2. Impact assessments of the programme that have been carried out by or at the request of the Government – or an indication that no impact assessments have been carried out if they do not exist.

3. Regulations indicating what control mechanisms and procedures are in force, namely to establish the origins of the invested capital and to identify the beneficial owners of companies that set up in the country and/or acquire real estate and whose partners benefit from Golden Visas.

The points marked with * correspond to information that the Government has acknowledged does not exist.

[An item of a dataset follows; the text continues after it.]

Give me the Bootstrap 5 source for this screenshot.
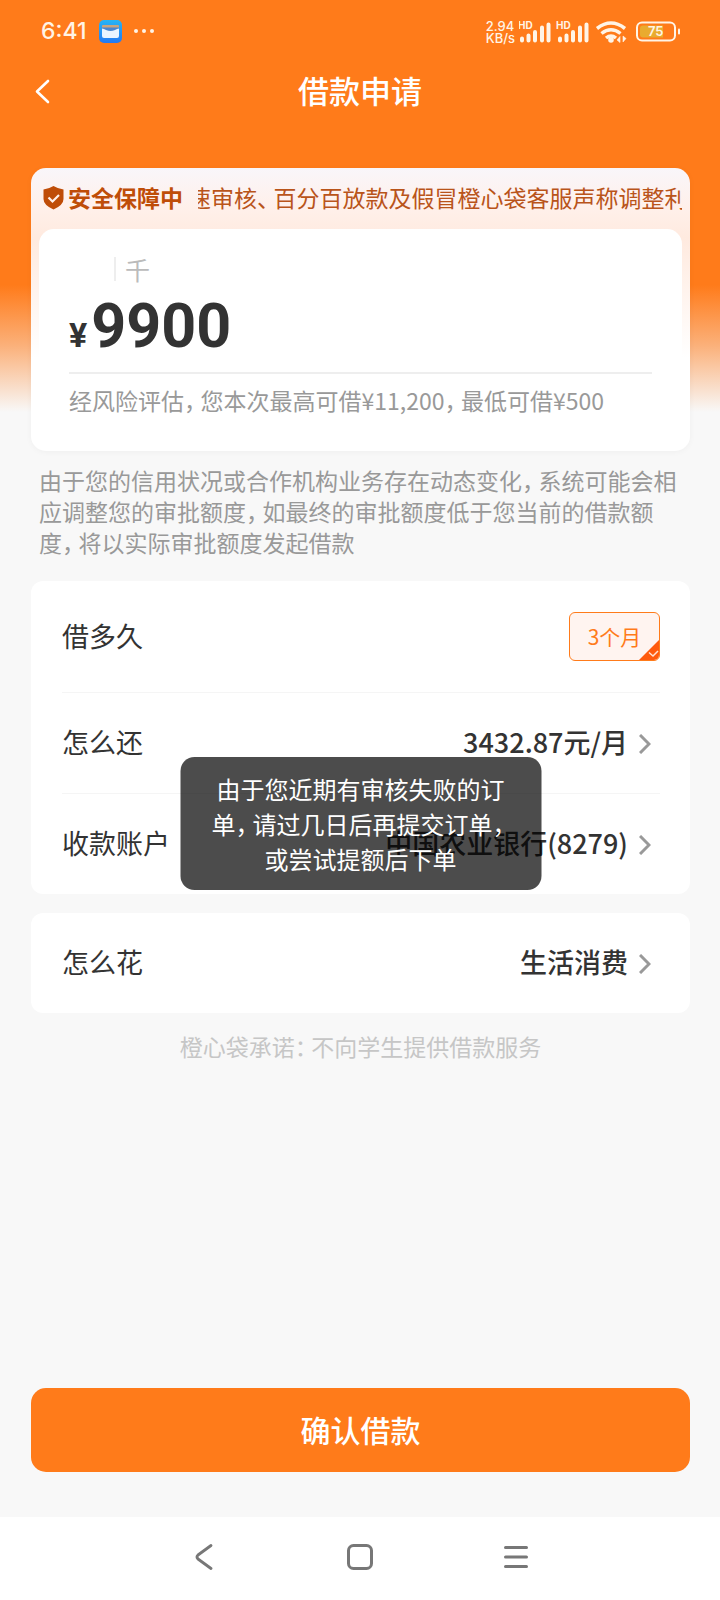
<!DOCTYPE html>
<html lang="zh-CN">
<head>
<meta charset="utf-8">
<meta name="viewport" content="width=device-width, initial-scale=1">
<title>借款申请</title>
<link rel="stylesheet" href="https://cdn.jsdelivr.net/npm/bootstrap@5.3.0/dist/css/bootstrap.min.css">
<style>
  :root { --brand: #ff7b1a; --page: #f8f8f8; --ink: #333; --muted: #999; }
  body { font-family: "Noto Sans CJK SC", sans-serif; color: var(--ink); font-size: 23px; line-height: 31px;
    background: linear-gradient(var(--brand) 0, var(--brand) 285px, #fbb079 345px, var(--page) 412px) no-repeat var(--page); }
  svg { display: block; flex: none; }
  button { color: inherit; }
  .status-bar { height: 62px; padding: 1px 39px 0 41px; color: #fff4e6; font-family: Inter, sans-serif; }
  .clock { font-size: 23px; font-weight: 500; }
  .net-speed { font-size: 13px; line-height: 12px; font-weight: 500; }
  .title-bar { height: 60px; margin-bottom: 46px; }
  .title-bar h1 { font-size: 31px; font-weight: 500; line-height: 40px; padding-bottom: 4px; }
  .back-btn { left: 31px; padding: 0; border: 0; }
  .page-col { padding: 0 30px 0 31px; }
  .amount-card { border-radius: 15px; padding: 0 8px;
    background: linear-gradient(#f9f6fa 0, #fff0ea 40px, #ffeadf 70px, #fff 190px);
    box-shadow: 0 1px 6px rgba(0, 0, 0, .04); }
  .safety { height: 61px; color: #b9541a; padding: 0 0 2px 4px; gap: 15px; }
  .safety strong { color: #bf4d08; gap: 4px; font-weight: 700; }
  .ticker { text-indent: -10px; }
  .pause { font-feature-settings: "halt"; margin-right: 5px; }
  .amount-inner { border-radius: 15px; background: #fff; padding: 24px 30px 35px; }
  .unit { color: #bbb; font-size: 25px; line-height: 32px; gap: 9px; padding-left: 45px; }
  .unit::before { content: ""; width: 2px; height: 24px; background: #eee; }
  .amount { font-family: Roboto, sans-serif; font-weight: 700; font-size: 61px; line-height: 72px; height: 77px; padding-top: 5px; }
  .amount small { font-size: 34px; margin-right: 4px; }
  .limit { color: var(--muted); border-top: 2px solid #eee; margin-top: 10px; padding-top: 11px; }
  .notice { color: var(--muted); padding: 14px 8px 23px; }
  .panel { background: #fff; border-radius: 12px; padding: 0 30px 0 31px; }
  .panel-row { min-height: 100px; font-size: 27px; width: 100%; background: none; border: 0; padding: 0; }
  .panel-row > span { padding-bottom: 3px; }
  .panel-row + .panel-row { border-top: 1px solid #f5f5f5; min-height: 101px; }
  .term-row { min-height: 111px; }
  .row-value { font-weight: 500; gap: 11px; padding-right: 9px; }
  .row-value svg { margin-top: 4px; }
  .term { width: 91px; height: 49px; border: 1px solid var(--brand); border-radius: 6px; background: #fff4f0;
    color: var(--brand); font-size: 21px; line-height: 47px; text-align: center; overflow: hidden; }
  .term svg { right: -1px; bottom: -1px; }
  .tip { width: 361px; padding: 14px 20px; border-radius: 14px; background: rgba(0, 0, 0, .7); color: #fff;
    font-size: 24px; line-height: 35px; bottom: 4px; z-index: 5; }
  .spend-panel { margin-top: 19px; }
  .promise { color: #c6c6c6; padding-top: 18px; }
  .confirm-btn { height: 84px; border-radius: 15px; background: var(--brand); color: #fff; font-size: 30px; font-weight: 500; margin-bottom: 45px; padding: 0 0 2px; }
  .confirm-btn:hover { background: #f06d0d; color: #fff; }
  .sys-nav { background: #fff; height: 83px; padding-bottom: 4px; }
  .sys-nav div { width: 65%; }
  .sys-nav button { border: 0; background: none; padding: 8px; }
</style>
</head>
<body class="d-flex flex-column min-vh-100">
<header>
  <div class="status-bar d-flex justify-content-between align-items-center">
    <div class="d-flex align-items-center">
      <span class="clock">6:41</span>
      <svg class="ms-2" width="60" height="24" viewBox="0 0 60 24" aria-hidden="true">
        <defs><linearGradient id="app" x1="0" y1="0" x2="0" y2="1"><stop offset="0" stop-color="#27b4f5"/><stop offset="1" stop-color="#2479f2"/></linearGradient></defs>
        <rect x="4" y="0" width="23" height="23" rx="5" fill="url(#app)"/>
        <rect x="7" y="5" width="17" height="5" rx="1" fill="#c9a57e"/>
        <path d="M7 8h17v8a2 2 0 0 1-2 2H9a2 2 0 0 1-2-2z" fill="#eaf4ff"/>
        <path d="M7 7.500h17v1q-2 0-4 1.500-4.500 2-9 0-2-1.500-4-1.500z" fill="#4a86d0"/>
        <g fill="#fff4e6"><circle cx="41" cy="11" r="2"/><circle cx="49" cy="11" r="2"/><circle cx="57" cy="11" r="2"/></g>
      </svg>
    </div>
    <div class="d-flex align-items-center">
      <div class="net-speed me-1">2.94<br>KB/s</div>
      <svg width="162" height="24" viewBox="0 0 162 24" fill="#fff4e6">
        <defs>
          <g id="bars"><path d="M4 20.500v-2M10.500 20.500v-5M17 20.500V12M24 20.500V7.500M30.500 20.500V4.500" stroke="#fff4e6" stroke-width="4" stroke-linecap="round"/></g>
        </defs>
        <use href="#bars" x="-1"/><use href="#bars" x="37"/>
        <text x="-1" y="9" font-size="10" font-weight="700">HD</text>
        <text x="37" y="9" font-size="10" font-weight="700">HD</text>
        <g fill="none" stroke="#fff4e6" stroke-width="3.500"><path d="M78 8.500q14-11 28 0M82.500 13.500q9.500-7.500 19 0M87 18q5-4 10 0"/></g>
        <circle cx="92" cy="20" r="2.800"/>
        <path d="M101 16.500v6l-3-2.500zM104 22v-6l3 2.500z" stroke="#fff4e6" stroke-width=".6"/>
        <rect x="118" y="2.500" width="38" height="18" rx="5" fill="none" stroke="#fff4e6" stroke-width="2"/>
        <path d="M124 5.500h20v12h-20q-3 0-3-3v-6q0-3 3-3z" fill="#e9ab2f"/>
        <path d="M160 9.500v4" stroke="#fff4e6" stroke-width="2" stroke-linecap="round"/>
        <text x="129" y="16" font-size="13" font-weight="600">75</text>
      </svg>
    </div>
  </div>
  <div class="title-bar position-relative d-flex align-items-center justify-content-center">
    <button class="btn back-btn position-absolute" type="button" aria-label="返回">
      <svg width="24" height="28" viewBox="0 0 24 28" fill="none" stroke="#fff" stroke-width="2.600" stroke-linecap="round" stroke-linejoin="round"><path d="M17 3 6 13.500 17 24"/></svg>
    </button>
    <h1 class="m-0 text-white">借款申请</h1>
  </div>
</header>

<main class="page-col flex-grow-1 d-flex flex-column">
  <section class="amount-card">
    <div class="safety d-flex align-items-center">
      <strong class="d-flex align-items-center flex-shrink-0">
        <svg width="21" height="24" viewBox="0 0 21 24"><path d="M10.500 0q5 3 10 3.500V13q0 6-10 10.500Q.5 19 .5 13V3.500Q5.500 3 10.500 0z" fill="#bf4d08"/><path d="m5.500 11.500 4 4 6.500-6.500" fill="none" stroke="#fff1ea" stroke-width="2.200"/></svg>
        <span>安全保障中</span>
      </strong>
      <div class="ticker overflow-hidden text-nowrap flex-grow-1">速审核<span class="pause">、</span>百分百放款及假冒橙心袋客服声称调整利</div>
    </div>
    <div class="amount-inner">
      <div class="unit d-flex align-items-center">千</div>
      <div class="amount"><small>¥</small>9900</div>
      <div class="limit">经风险评估<span class="pause">，</span>您本次最高可借¥11,200<span class="pause">，</span>最低可借¥500</div>
    </div>
  </section>

  <p class="notice m-0">由于您的信用状况或合作机构业务存在动态变化<span class="pause">，</span>系统可能会相应调整您的审批额度<span class="pause">，</span>如最终的审批额度低于您当前的借款额度<span class="pause">，</span>将以实际审批额度发起借款</p>

  <section class="panel position-relative">
    <div class="panel-row term-row d-flex align-items-center justify-content-between">
      <span>借多久</span>
      <div>
        <input class="btn-check" type="radio" name="term" id="term3" checked>
        <label class="term position-relative d-block" for="term3">3个月
          <svg class="position-absolute" width="22" height="22" viewBox="0 0 22 22"><path d="M22 0v22H0z" fill="#ff5a0d"/><path d="m11 13.500 4 3.500 5-5" fill="none" stroke="#ffe3d5" stroke-width="1.500"/></svg>
        </label>
      </div>
    </div>
    <button type="button" class="panel-row d-flex align-items-center justify-content-between">
      <span>怎么还</span>
      <span class="row-value d-flex align-items-center">3432.87元/月
        <svg width="12" height="20" viewBox="0 0 12 20" fill="none" stroke="#999" stroke-width="3"><path d="m1 1 9 9-9 9"/></svg></span>
    </button>
    <button type="button" class="panel-row d-flex align-items-center justify-content-between">
      <span>收款账户</span>
      <span class="row-value d-flex align-items-center">中国农业银行(8279)
        <svg width="12" height="20" viewBox="0 0 12 20" fill="none" stroke="#999" stroke-width="3"><path d="m1 1 9 9-9 9"/></svg></span>
    </button>
    <div class="tip position-absolute start-50 translate-middle-x text-center" role="alert">由于您近期有审核失败的订<br>单<span class="pause">，</span>请过几日后再提交订单<span class="pause">，</span><br>或尝试提额后下单</div>
  </section>

  <section class="panel spend-panel">
    <button type="button" class="panel-row d-flex align-items-center justify-content-between">
      <span>怎么花</span>
      <span class="row-value d-flex align-items-center">生活消费
        <svg width="12" height="20" viewBox="0 0 12 20" fill="none" stroke="#999" stroke-width="3"><path d="m1 1 9 9-9 9"/></svg></span>
    </button>
  </section>

  <p class="promise m-0 text-center">橙心袋承诺<span class="pause">：</span>不向学生提供借款服务</p>

  <button type="button" class="btn confirm-btn w-100 mt-auto">确认借款</button>
</main>

<nav class="sys-nav d-flex align-items-center justify-content-center" aria-label="系统导航">
  <div class="d-flex justify-content-around">
    <button type="button" aria-label="返回"><svg width="26" height="26" viewBox="0 0 26 26" fill="none" stroke="#777" stroke-width="2.800" stroke-linecap="round" stroke-linejoin="round"><path d="M20 1.500 7 11q-2 2 0 4l13 9.500"/></svg></button>
    <button type="button" aria-label="主页"><svg width="26" height="26" viewBox="0 0 26 26" fill="none" stroke="#777" stroke-width="3"><rect x="1.500" y="1.500" width="23" height="23" rx="5"/></svg></button>
    <button type="button" aria-label="最近任务"><svg width="26" height="26" viewBox="0 0 26 26" fill="none" stroke="#777" stroke-width="3" stroke-linecap="round"><path d="M2.500 3.500h21M2.500 13h21M2.500 22.500h21"/></svg></button>
  </div>
</nav>
<script src="https://cdn.jsdelivr.net/npm/bootstrap@5.3.0/dist/js/bootstrap.bundle.min.js"></script>
</body>
</html>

“Before we even see the information that the court has now called on the Government to provide, this lengthy process has already had the merit of compelling the Ministry of Internal Affairs to recognize that it lacks crucial data to assess the integrity of the entire Golden Visa scheme. It’s alarming that the State has no record of contacts with other countries to exchange information on Gold Visa applicants – precisely a recommendation from the European Commission to ensure the security of the regime. Or that it doesn’t know how many Visas have been revoked, and why. It means that the security controls are unaudited and the scheme is freewheeling”, says Transparency International’s vice chair Susana Coroado. “All this leads us to believe that the remaining information will confirm the worst: that the Portuguese State has a policy of arms wide open and eyes wide shut regarding Golden Visas and that the security warnings and money laundering risks issued by the European institutions are simply being ignored. We again call on the Government to suspend the Golden Visa programme until such critical assessments can be independently made and reviewed by Parliament and civil society. We cannot allow these risks to continue unchecked”.

Transparency International Portugal expects the Ministry of Internal Affairs to now comply with the order of the Lisbon Administrative Court and will use all legal means at its disposal to compel the Government to comply with the court’s judgment.